_WHAT YOU SHOULD DO_
Write out all of the records precisely. Skip anything that is a picture.

··········

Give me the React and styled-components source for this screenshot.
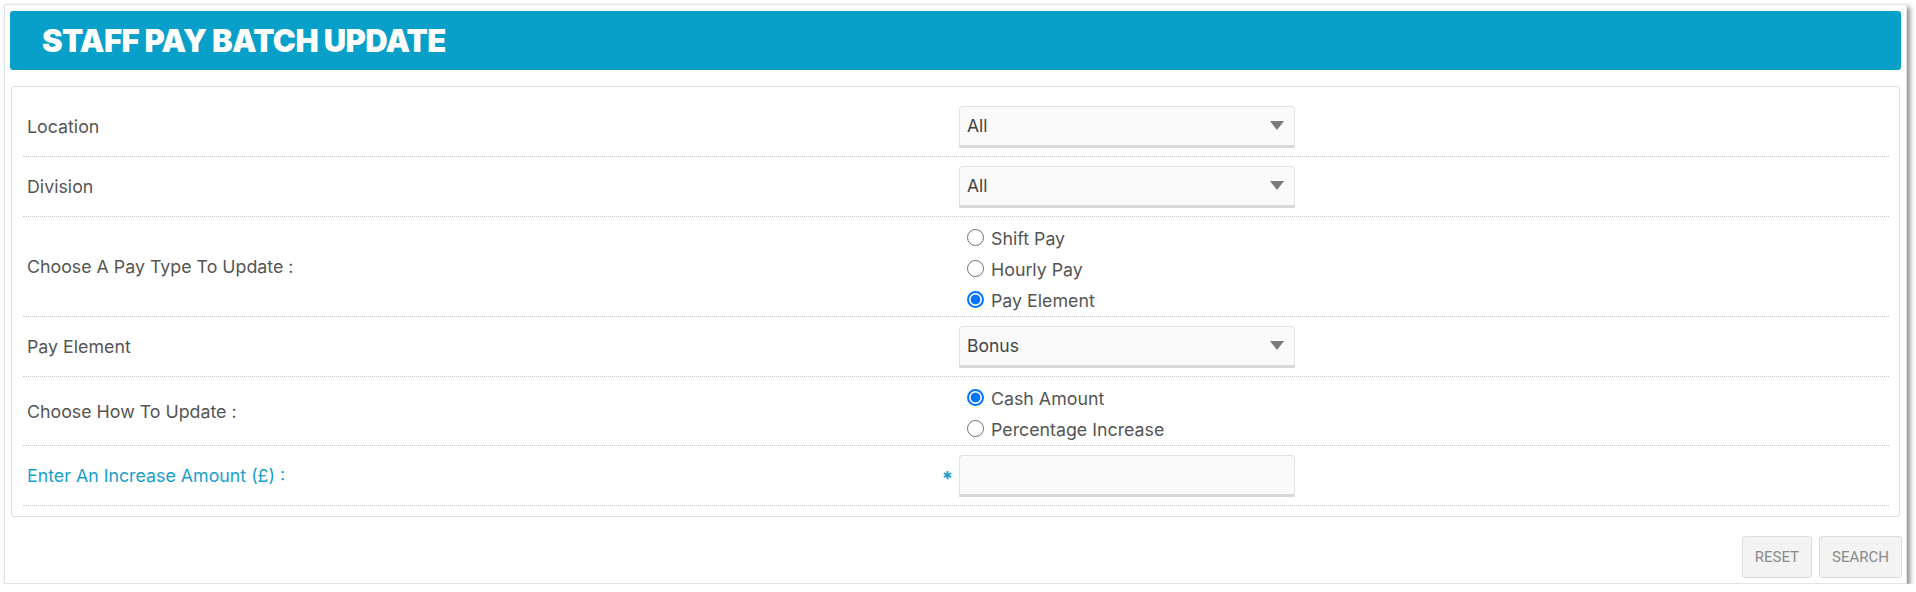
import React from "react"
import styled, { createGlobalStyle } from "styled-components"

const GlobalStyle = createGlobalStyle`
  body {
    margin: 0;
    background: #fff;
    font-family: Inter, "Noto Sans", sans-serif;
  }
`

const Card = styled.div`
  box-sizing: border-box;
  margin: 4px 0 0 4px;
  width: 1903px;
  height: 580px;
  padding: 6px 5px;
  background: #fff;
  border: 1px solid #e4e4e4;
  box-shadow: 3px 3px 5px rgba(0, 0, 0, 0.45);
`

const Header = styled.div`
  height: 59px;
  background: #08a0c8;
  border-radius: 3px;
  padding-left: 32px;
  display: flex;
  align-items: center;
`

const Title = styled.h1`
  margin: 0;
  color: #fff;
  font-family: Inter, sans-serif;
  font-weight: 900;
  font-size: 31px;
  letter-spacing: -0.6px;
`

const Panel = styled.div`
  margin: 16px 1px 0;
  border: 1px solid #dcdcdc;
  border-radius: 3px;
  padding: 10px 10px 10px 11px;
`

const Row = styled.div`
  display: grid;
  grid-template-columns: 936px 1fr;
  align-items: center;
  min-height: 60px;
  box-sizing: border-box;
  border-bottom: 1px dotted #c8c8c8;
`

const Label = styled.div`
  display: flex;
  justify-content: space-between;
  align-items: center;
  padding-left: 4px;
  padding-right: 6px;
  font-size: 17.8px;
  color: ${(p) => (p.$accent ? "#1a9fcc" : "#555")};
`

const Required = styled.span`
  color: #1a9fcc;
  font-size: 20px;
  font-weight: 700;
  margin-top: 6px;
`

const SelectBox = styled.div`
  box-sizing: border-box;
  width: 336px;
  height: 42px;
  display: flex;
  align-items: center;
  justify-content: space-between;
  padding: 0 10px 0 7px;
  background: #fafafa;
  border: 1px solid #e2e2e2;
  border-bottom: 3px solid #d8d8d8;
  border-radius: 4px 4px 0 0;
  font-size: 17.5px;
  color: #444;
`

const Caret = styled.span`
  width: 0;
  height: 0;
  border-left: 7px solid transparent;
  border-right: 7px solid transparent;
  border-top: 9px solid #7a7a7a;
`

const RadioGroup = styled.div`
  display: flex;
  flex-direction: column;
  padding: 6px 0 0 8px;
`

const Option = styled.label`
  display: flex;
  align-items: center;
  height: 31px;
  gap: 7px;
  font-size: 17.8px;
  color: #555;
`

const Dot = styled.span`
  box-sizing: border-box;
  width: 17px;
  height: 17px;
  border-radius: 50%;
  border: ${(p) => (p.$on ? "2px solid #0075ff" : "1.5px solid #6f6f6f")};
  background: ${(p) => (p.$on ? "radial-gradient(circle, #0075ff 0 4.6px, #fff 5.2px)" : "#fff")};
  margin-top: -3px;
`

const Footer = styled.div`
  display: flex;
  justify-content: flex-end;
  gap: 7px;
  margin: 19px -1px 0 0;
`

const Button = styled.button`
  height: 42px;
  padding: 0 12px;
  background: #f3f3f3;
  border: 1px solid #dcdcdc;
  border-radius: 3px;
  font-family: Roboto, "Liberation Sans", sans-serif;
  font-size: 15px;
  color: #8a8a8a;
`

const Select = ({ value }) => (
  <SelectBox>
    <span>{value}</span>
    <Caret />
  </SelectBox>
)

const Radios = ({ options, checked }) => (
  <RadioGroup>
    {options.map((o) => (
      <Option key={o}>
        <Dot $on={o === checked} />
        {o}
      </Option>
    ))}
  </RadioGroup>
)

const App = () => (
  <>
    <GlobalStyle />
    <Card>
      <Header>
        <Title>STAFF PAY BATCH UPDATE</Title>
      </Header>
      <Panel>
        <Row>
          <Label>Location</Label>
          <Select value="All" />
        </Row>
        <Row>
          <Label>Division</Label>
          <Select value="All" />
        </Row>
        <Row>
          <Label>Choose A Pay Type To Update :</Label>
          <Radios options={["Shift Pay", "Hourly Pay", "Pay Element"]} checked="Pay Element" />
        </Row>
        <Row>
          <Label>Pay Element</Label>
          <Select value="Bonus" />
        </Row>
        <Row>
          <Label>Choose How To Update :</Label>
          <Radios options={["Cash Amount", "Percentage Increase"]} checked="Cash Amount" />
        </Row>
        <Row>
          <Label $accent>
            <span>Enter An Increase Amount (£) :</span>
            <Required>*</Required>
          </Label>
          <SelectBox />
        </Row>
      </Panel>
      <Footer>
        <Button>RESET</Button>
        <Button>SEARCH</Button>
      </Footer>
    </Card>
  </>
)

export default App
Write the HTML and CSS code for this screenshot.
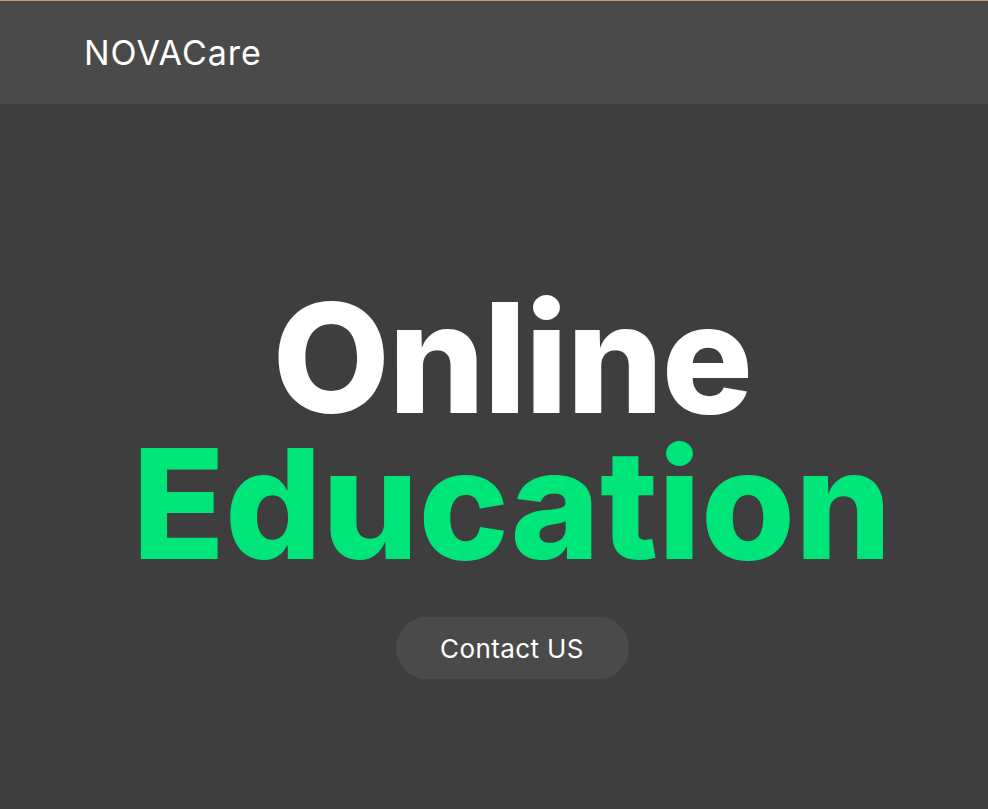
FILE: index.html
```html
<!DOCTYPE html>
<html lang="en">
<head>
<meta charset="utf-8">
<title>NOVACare</title>
<link rel="stylesheet" href="styles.css">
</head>
<body>
<header class="topbar">
  <div class="brand">NOVACare</div>
</header>
<main class="hero">
  <h1 class="title">
    <span class="line line-white">Online</span>
    <span class="line line-green">Education</span>
  </h1>
  <a class="cta" href="#">Contact US</a>
</main>
</body>
</html>
```

FILE: styles.css
```css
* { box-sizing: border-box; }
html, body {
  margin: 0;
  padding: 0;
  height: 100%;
}
body {
  background: #3e3e3e;
  font-family: "Inter", "Roboto", sans-serif;
  color: #ffffff;
  border-top: 1px solid #c99a76;
}
.topbar {
  height: 103px;
  background: #4a4a4a;
  display: flex;
  align-items: center;
  padding-left: 84px;
}
.brand {
  font-size: 34px;
  font-weight: 400;
  letter-spacing: 1px;
  color: #ffffff;
}
.hero {
  display: flex;
  flex-direction: column;
  align-items: center;
  padding-top: 181px;
  padding-left: 36px;
}
.title {
  margin: 0;
  display: flex;
  flex-direction: column;
  align-items: center;
  font-weight: 800;
  font-size: 152px;
  line-height: 146px;
}
.line-white { color: #ffffff; letter-spacing: -1.5px; }
.line-green { color: #00e57a; }
.cta {
  margin-top: 40px;
  width: 233px;
  height: 62px;
  border-radius: 31px;
  background: #4a4a4a;
  color: #ffffff;
  text-decoration: none;
  font-size: 26px;
  letter-spacing: 0.4px;
  display: flex;
  align-items: center;
  justify-content: center;
}
```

··········

_RESULT FOR THIS EXERCISE_
Give me the React and styled-components source for this screenshot.
import React from "react"
import styled, { createGlobalStyle } from "styled-components"

const GlobalStyle = createGlobalStyle`
  body {
    margin: 0;
    background: #fff;
    font-family: Inter, "Noto Sans", sans-serif;
  }
`

const Card = styled.div`
  box-sizing: border-box;
  margin: 4px 0 0 4px;
  width: 1903px;
  height: 580px;
  padding: 6px 5px;
  background: #fff;
  border: 1px solid #e4e4e4;
  box-shadow: 3px 3px 5px rgba(0, 0, 0, 0.45);
`

const Header = styled.div`
  height: 59px;
  background: #08a0c8;
  border-radius: 3px;
  padding-left: 32px;
  display: flex;
  align-items: center;
`

const Title = styled.h1`
  margin: 0;
  color: #fff;
  font-family: Inter, sans-serif;
  font-weight: 900;
  font-size: 31px;
  letter-spacing: -0.6px;
`

const Panel = styled.div`
  margin: 16px 1px 0;
  border: 1px solid #dcdcdc;
  border-radius: 3px;
  padding: 10px 10px 10px 11px;
`

const Row = styled.div`
  display: grid;
  grid-template-columns: 936px 1fr;
  align-items: center;
  min-height: 60px;
  box-sizing: border-box;
  border-bottom: 1px dotted #c8c8c8;
`

const Label = styled.div`
  display: flex;
  justify-content: space-between;
  align-items: center;
  padding-left: 4px;
  padding-right: 6px;
  font-size: 17.8px;
  color: ${(p) => (p.$accent ? "#1a9fcc" : "#555")};
`

const Required = styled.span`
  color: #1a9fcc;
  font-size: 20px;
  font-weight: 700;
  margin-top: 6px;
`

const SelectBox = styled.div`
  box-sizing: border-box;
  width: 336px;
  height: 42px;
  display: flex;
  align-items: center;
  justify-content: space-between;
  padding: 0 10px 0 7px;
  background: #fafafa;
  border: 1px solid #e2e2e2;
  border-bottom: 3px solid #d8d8d8;
  border-radius: 4px 4px 0 0;
  font-size: 17.5px;
  color: #444;
`

const Caret = styled.span`
  width: 0;
  height: 0;
  border-left: 7px solid transparent;
  border-right: 7px solid transparent;
  border-top: 9px solid #7a7a7a;
`

const RadioGroup = styled.div`
  display: flex;
  flex-direction: column;
  padding: 6px 0 0 8px;
`

const Option = styled.label`
  display: flex;
  align-items: center;
  height: 31px;
  gap: 7px;
  font-size: 17.8px;
  color: #555;
`

const Dot = styled.span`
  box-sizing: border-box;
  width: 17px;
  height: 17px;
  border-radius: 50%;
  border: ${(p) => (p.$on ? "2px solid #0075ff" : "1.5px solid #6f6f6f")};
  background: ${(p) => (p.$on ? "radial-gradient(circle, #0075ff 0 4.6px, #fff 5.2px)" : "#fff")};
  margin-top: -3px;
`

const Footer = styled.div`
  display: flex;
  justify-content: flex-end;
  gap: 7px;
  margin: 19px -1px 0 0;
`

const Button = styled.button`
  height: 42px;
  padding: 0 12px;
  background: #f3f3f3;
  border: 1px solid #dcdcdc;
  border-radius: 3px;
  font-family: Roboto, "Liberation Sans", sans-serif;
  font-size: 15px;
  color: #8a8a8a;
`

const Select = ({ value }) => (
  <SelectBox>
    <span>{value}</span>
    <Caret />
  </SelectBox>
)

const Radios = ({ options, checked }) => (
  <RadioGroup>
    {options.map((o) => (
      <Option key={o}>
        <Dot $on={o === checked} />
        {o}
      </Option>
    ))}
  </RadioGroup>
)

const App = () => (
  <>
    <GlobalStyle />
    <Card>
      <Header>
        <Title>STAFF PAY BATCH UPDATE</Title>
      </Header>
      <Panel>
        <Row>
          <Label>Location</Label>
          <Select value="All" />
        </Row>
        <Row>
          <Label>Division</Label>
          <Select value="All" />
        </Row>
        <Row>
          <Label>Choose A Pay Type To Update :</Label>
          <Radios options={["Shift Pay", "Hourly Pay", "Pay Element"]} checked="Pay Element" />
        </Row>
        <Row>
          <Label>Pay Element</Label>
          <Select value="Bonus" />
        </Row>
        <Row>
          <Label>Choose How To Update :</Label>
          <Radios options={["Cash Amount", "Percentage Increase"]} checked="Cash Amount" />
        </Row>
        <Row>
          <Label $accent>
            <span>Enter An Increase Amount (£) :</span>
            <Required>*</Required>
          </Label>
          <SelectBox />
        </Row>
      </Panel>
      <Footer>
        <Button>RESET</Button>
        <Button>SEARCH</Button>
      </Footer>
    </Card>
  </>
)

export default App
Write the HTML and CSS code for this screenshot.
FILE: index.html
```html
<!DOCTYPE html>
<html lang="en">
<head>
<meta charset="utf-8">
<title>NOVACare</title>
<link rel="stylesheet" href="styles.css">
</head>
<body>
<header class="topbar">
  <div class="brand">NOVACare</div>
</header>
<main class="hero">
  <h1 class="title">
    <span class="line line-white">Online</span>
    <span class="line line-green">Education</span>
  </h1>
  <a class="cta" href="#">Contact US</a>
</main>
</body>
</html>
```

FILE: styles.css
```css
* { box-sizing: border-box; }
html, body {
  margin: 0;
  padding: 0;
  height: 100%;
}
body {
  background: #3e3e3e;
  font-family: "Inter", "Roboto", sans-serif;
  color: #ffffff;
  border-top: 1px solid #c99a76;
}
.topbar {
  height: 103px;
  background: #4a4a4a;
  display: flex;
  align-items: center;
  padding-left: 84px;
}
.brand {
  font-size: 34px;
  font-weight: 400;
  letter-spacing: 1px;
  color: #ffffff;
}
.hero {
  display: flex;
  flex-direction: column;
  align-items: center;
  padding-top: 181px;
  padding-left: 36px;
}
.title {
  margin: 0;
  display: flex;
  flex-direction: column;
  align-items: center;
  font-weight: 800;
  font-size: 152px;
  line-height: 146px;
}
.line-white { color: #ffffff; letter-spacing: -1.5px; }
.line-green { color: #00e57a; }
.cta {
  margin-top: 40px;
  width: 233px;
  height: 62px;
  border-radius: 31px;
  background: #4a4a4a;
  color: #ffffff;
  text-decoration: none;
  font-size: 26px;
  letter-spacing: 0.4px;
  display: flex;
  align-items: center;
  justify-content: center;
}
```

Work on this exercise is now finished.